Organised and accurate documentation is key to being prepared should an audit be requested.
With its centralised information portal MyGov and increasing ability to automatically cross-match data, the ATO’s database can now access more insights than ever, making their net ever wider and stronger. If their systems flag an anomaly or mismatch with certain ATO benchmarks for income and expenditures, a review can be triggered.
A review usually begins with a phone call or letter to the taxpayer (our client) or their tax agent (that’s us!). How effectively a review is handled may decide whether it turns into an audit, which can become extremely expensive and stressful if it drags out for months.
If the ATO request any records or documents you may only have a few weeks to provide them, and the sooner you respond the better.
As a result, it’s more important than ever that tax submissions are not only correct, but exhaustive.
The key boxes to tick when preparing for a tax submission now are:
- Work expenses are correct and recorded in detail.
- Supporting diaries and logbooks are available.
- The loan statements for negatively rental properties are checked.
- Private expenses are excluded.
- Dividends are picked up.
- Any cash payments are entered in your accounts.
- Overseas income is included.
- At least five years of documentation is in an orderly system.
- Your tax return is lodged on time.
What happens in an audit?
Initially, the ATO invites taxpayers or their tax agents to disclose any mistakes, requests documents and conducts informal interviews. There is no ‘right to remain silent’. Normally, the ATO contact tax agents first, and our response must be prompt, cooperative and carefully worded. We speak to the ATO on our clients’ behalf.

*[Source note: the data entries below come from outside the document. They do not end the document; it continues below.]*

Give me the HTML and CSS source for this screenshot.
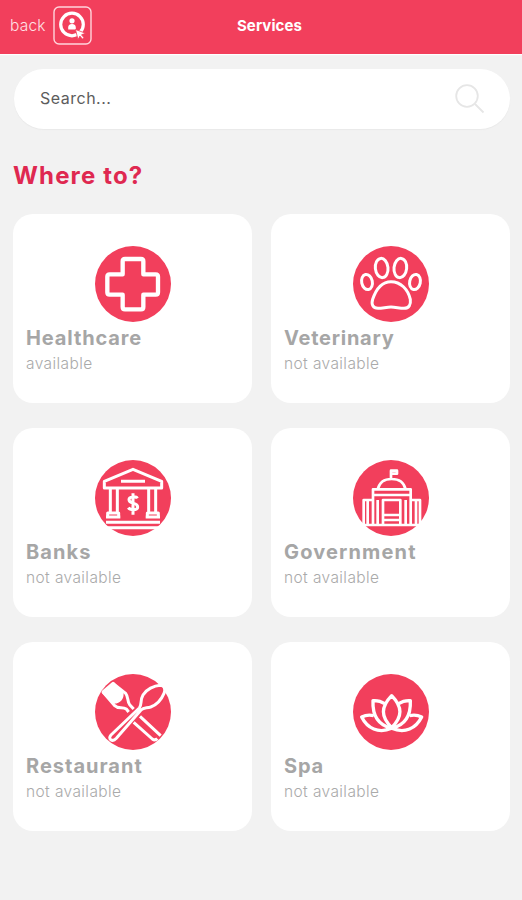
FILE: index.html
```html
<!DOCTYPE html>
<html lang="en">
<head>
<meta charset="utf-8">
<title>Services</title>
<link rel="stylesheet" href="styles.css">
</head>
<body>
<header class="topbar">
  <a class="back">back</a>
  <svg class="logo" viewBox="0 0 39 39">
    <rect x="1" y="1" width="37" height="37" rx="5" fill="none" stroke="#ffd5dc" stroke-width="1.4"/>
    <circle cx="19" cy="18.5" r="11.3" fill="none" stroke="#fff" stroke-width="3.2"/>
    <circle cx="19" cy="14.8" r="2.6" fill="#fff"/>
    <path d="M15.2 23.500v-2c0-2 1.200-3.500 3.800-3.500s3.800 1.500 3.800 3.500v2z" fill="#fff"/>
    <path d="M22.500 23.500l10 3.700-4 1.600 2.500 3-1.600 1.300-2.500-3-1.900 3.500z" fill="#fff" stroke="#f23f5c" stroke-width=".8"/>
  </svg>
  <h1 class="title">Services</h1>
</header>
<main class="page">
  <div class="search">
    <span>Search...</span>
    <svg class="glass" viewBox="0 0 30 30"><circle cx="12" cy="12" r="10.800"/><path d="M20 20l8.500 8.500"/></svg>
  </div>
  <h2 class="heading">Where to?</h2>
  <section class="grid">
    <article class="card">
      <svg class="icon" viewBox="29 18 228 228"><circle class="disc" cx="143" cy="132" r="114"/>
        <path stroke-width="13" d="M119 57h48q7 0 7 7v39h37q7 0 7 7v47q0 7-7 7h-37v37q0 7-7 7h-48q-7 0-7-7v-37H73q-7 0-7-7v-47q0-7 7-7h39V64q0-7 7-7z"/></svg>
      <h3 class="name healthcare">Healthcare</h3><p class="status">available</p>
    </article>
    <article class="card">
      <svg class="icon" viewBox="29 18 228 228"><circle class="disc" cx="143" cy="132" r="114"/>
        <g stroke-width="9"><ellipse cx="115" cy="84" rx="19" ry="29" transform="rotate(-6 115 84)"/><ellipse cx="171" cy="84" rx="19" ry="29" transform="rotate(6 171 84)"/><ellipse cx="71" cy="126" rx="16" ry="23" transform="rotate(-12 71 126)"/><ellipse cx="215" cy="126" rx="16" ry="23" transform="rotate(12 215 126)"/>
        <path d="M143 125c-29 0-45 23-55 53-5 16 1 27 16 27 14 0 25-4 39-4s25 4 39 4c15 0 21-11 19-27-7-30-29-53-58-53z"/></g></svg>
      <h3 class="name veterinary">Veterinary</h3><p class="status">not available</p>
    </article>
    <article class="card">
      <svg class="icon" viewBox="29 18 228 228"><circle class="disc" cx="143" cy="132" r="114"/>
        <g stroke-width="9"><path d="M57 82l86-36 86 36v20H57zM107 82h72M75 102v75M96 102v75M190 102v75M211 102v75M67 189v-12h33v12zM186 189v-12h33v12zM62 189h43M181 189h43M62 205h162M66 221h154"/>
        <path d="M156 133c-3-6-25-7-25 4 0 14 26 7 26 22 0 11-23 10-28 2M143 118v64"/></g></svg>
      <h3 class="name banks">Banks</h3><p class="status">not available</p>
    </article>
    <article class="card">
      <svg class="icon" viewBox="29 18 228 228"><circle class="disc" cx="143" cy="132" r="114"/>
        <g stroke-width="8"><path d="M143 76V50h18v9h-14M103 106c5-21 21-31 42-31s37 10 42 31M89 123v-17h113v17M89 213v-90h113v90M61 213v-75h28M202 138h28v75M50 213h188M73 138v75M103 138v75M119 213v-75h52v75M187 138v75M218 138v75M119 183h52M119 198h52"/></g></svg>
      <h3 class="name government">Government</h3><p class="status">not available</p>
    </article>
    <article class="card">
      <svg class="icon" viewBox="29 18 228 228"><circle class="disc" cx="143" cy="132" r="114"/>
        <g stroke-width="9"><path class="solid" d="M53 72l30-26 27 30c2 14-8 26-23 26-10-4-22-18-34-30z"/><path d="M83 46l38 30c9 11 4 24 12 34l12 13M53 72l34 40c12 12 24 3 36 11l7 9M164 145l62 58M145 163l56 50q8 6 15-1"/>
        <path class="handle" d="M77 201l85-81c8-9 2-24 11-39 10-17 33-28 52-29 13 1 16 12 11 24-8 19-21 34-40 41-13 4-21 1-29 9l-74 85c-12 13-27 2-16-10z"/></g></svg>
      <h3 class="name restaurant">Restaurant</h3><p class="status">not available</p>
    </article>
    <article class="card">
      <svg class="icon" viewBox="29 18 228 228"><circle class="disc" cx="143" cy="132" r="114"/>
        <g stroke-width="10"><path d="M145 179c-33-33-33-62 0-96 33 34 33 63 0 96zM124 107c-12-8-23-10-35-9-2 44 13 73 56 83M166 107c12-8 23-10 35-9 2 44-13 73-56 83M91 143c-12-3-24-2-36 4 17 34 50 51 90 34M199 143c12-3 24-2 36 4-17 34-50 51-90 34"/></g></svg>
      <h3 class="name spa">Spa</h3><p class="status">not available</p>
    </article>
  </section>
</main>
</body>
</html>
```
FILE: styles.css
```css
* { box-sizing: border-box; }
body { margin: 0; background: #f2f2f2; font-family: Inter, "Liberation Sans", sans-serif; }
h1, h2, h3, p { margin: 0; }
.topbar { height: 54px; background: #f23f5c; display: grid; grid-template-columns: 43px 39px 1fr 82px; align-items: center; padding: 0 10px; color: #fff; box-shadow: 0 1px 1px #fff; padding-bottom: 3px; }
.back { font-size: 15.5px; line-height: 20px; font-weight: 300; letter-spacing: .2px; color: #ffe0e5; }
.logo { width: 39px; height: 39px; }
.title { font-size: 15px; line-height: 20px; font-weight: 700; letter-spacing: .1px; text-align: center; padding-left: 17px; }
.page { padding: 15px 12px 0 13px; }
.search { height: 60px; margin-left: 1px; background: #fff; border-radius: 30px; display: flex; align-items: center; justify-content: space-between; padding: 0 25px 0 26px; font-size: 16px; letter-spacing: .5px; color: #5c5c5c; box-shadow: 0 1px 1px #e9e9e9; }
.search span { padding-bottom: 2px; }
.glass { width: 30px; height: 30px; fill: none; stroke: #e6e6e6; stroke-width: 1.8; }
.heading { margin-top: 32px; font-size: 24px; line-height: 30px; font-weight: 700; letter-spacing: 1.15px; color: #df2850; }
.grid { margin-top: 23px; display: grid; grid-template-columns: 1fr 1fr; gap: 25px 19px; }
.card { height: 189px; background: #fff; border-radius: 20px; padding: 32px 13px 0; }
.icon { display: block; width: 76px; height: 76px; margin: 0 auto; fill: none; stroke: #fff; stroke-linejoin: round; }
.disc { fill: #f23f5c; stroke: none; }
.handle { fill: #f23f5c; }
.solid { fill: #fff; }
.name { margin-top: 4px; font-size: 20px; line-height: 24px; font-weight: 700; color: #a6a6a6; }
.healthcare { letter-spacing: .88px; }
.veterinary { letter-spacing: .75px; }
.banks { letter-spacing: 1.1px; }
.government { letter-spacing: 1.15px; }
.restaurant { letter-spacing: 1px; }
.spa { letter-spacing: .8px; }
.status { margin-top: 4px; font-size: 15.5px; line-height: 20px; font-weight: 300; letter-spacing: .4px; color: #aaa; }
```
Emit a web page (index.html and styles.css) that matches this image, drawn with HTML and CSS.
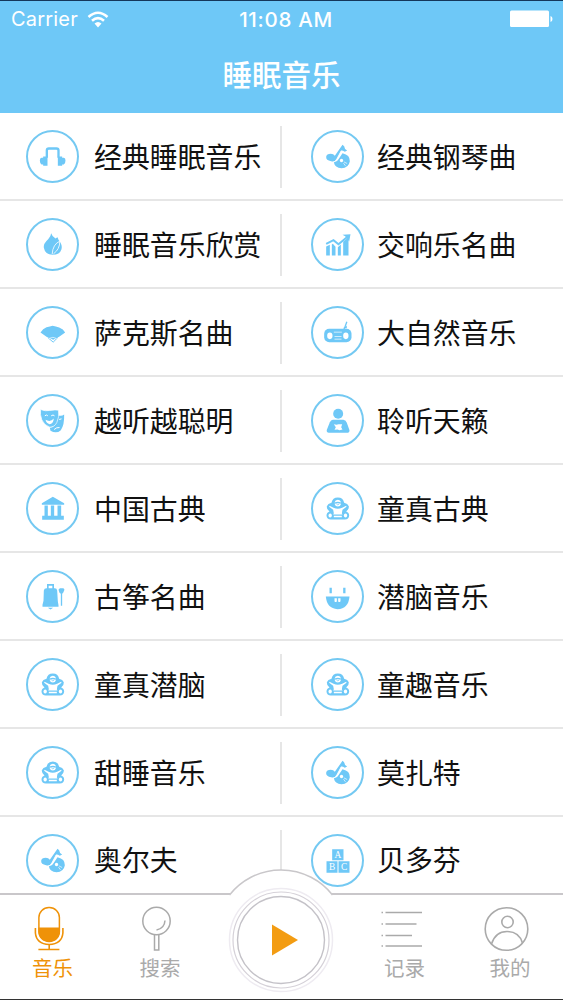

If the ATO auditor calls our client directly, we recommend politely asking them to call us instead (ask for a reference number and email it to us).
The ATO auditor may then seek to verify the information with third parties. They may phone employers to cross-check claims. For example: “Does your employee have to work from home, drive during work or use their own phone?”. As you can imagine, an employer getting a phone call out of the blue like that may not be forthcoming in your defence! Evidence you can provide such as diary records and letters from your employer may be more persuasive.
In the Australian tax system, taxpayers are guilty until they prove themselves innocent.
The standard of proof required by ATO auditors can be very high and they can even demand to see records from more than 5 years ago. It’s not a defence to blame the tax agent. If material wrongdoing is uncovered, a taxpayer’s contrition is more likely to influence a reduction in penalties from 50 to 75% of the tax shortfall to 25% for “not taking reasonable care” than a blaming attitude will.
An audit would be costly for you and could even put our licence at risk.
In one terrible case we learned about, a tax agent had 40 clients audited at the same time for claiming the maximum 5000km for car expenses without satisfactory evidence that the auditor would accept. Only one client engaged a tax lawyer to object and appeal, and they won… but it cost them far more than the tax saved. The other 39 clients didn’t bother to appeal as it wasn’t worth it. As a result of having 39 clients on record for “losing” to the ATO, the tax agent lost his licence. It took a very long time and cost $20,000 in legal fees to get his licence back. We don’t know if his business survived.
This illustrates how much risk we are exposed to when claiming something as ubiquitous as the “cents per km method”. This is why we ask clients to detail and explain their trips and call them into a meeting if they provide sketchy details in this section of our tax questionnaire.
Our measures of protection
Electra Frost Accounting has a whole lot of measures in place to protect you and us from the unwelcome expense of an ATO audit and safeguard your best possible tax return.
The Electra Frost Accounting team work to exacting standards and follow exhaustive procedures developed by Electra over many years. This involves:
- employing qualified accountants who keep their tax knowledge up-to-date and are personally trained by Electra to understand creative businesses;
- not outsourcing to cheap offshore tax preparers;
- asking clients to use a special online tax checklist that Electra wrote, which is specific to creative industries tax clients;
- sending regular reminders to clients to lodge their tax returns;
- reviewing questionnaire responses to identify areas that we need to focus on to ensure completeness and accuracy;
- meeting with clients to discuss their tax returns and leave no stone unturned; agreeing to remove any indefensible claims and finding more tax deductions and rebates which may have been overlooked earlier;
- sending clients advice notes with their completed tax returns, to draw their attention to important details and tax planning recommendations.
- putting our phone number on all tax returns so Electra can explain any claims to the ATO on clients’ behalf if they call with questions;
- removing from our client list any who continuously lodge late, to maintain a good lodgment performance rating with the ATO and protect our licence;
- educating our clients through our email newsletters, blog and upcoming podcasts;
- investing in the most modern and well-supported accountancy practice technologies that we tailor to our specific processes to enhance our insights into your financial information.
- encouraging our clients to use cloud accounting software with integrated document filing systems, which more easily enables them to maintain accurate and up-to-date documentation.
- Electra Frost continually supervising her accountants’ work and completing all tax returns through to lodgment.
- being appropriately insured and adhering to the Code of Professional Conduct for tax agents.
We Are In Your Court.
You deserve a tax professional you can count on. Our knowledge and experience is the strength behind the Electra Frost Accounting practice.
Electra has been a tax agent in business for 12 years, with an exemplary tax education – she holds two degrees in taxation and is a Chartered Tax Adviser who maintains her knowledge with over 50 hours of CPD annually. Our dedicated accounting staff are on professional pathways and attend regular tax seminars to keep them aware of changes in tax laws and accounting best practices too. We work as a close-knit team with open lines of client communication.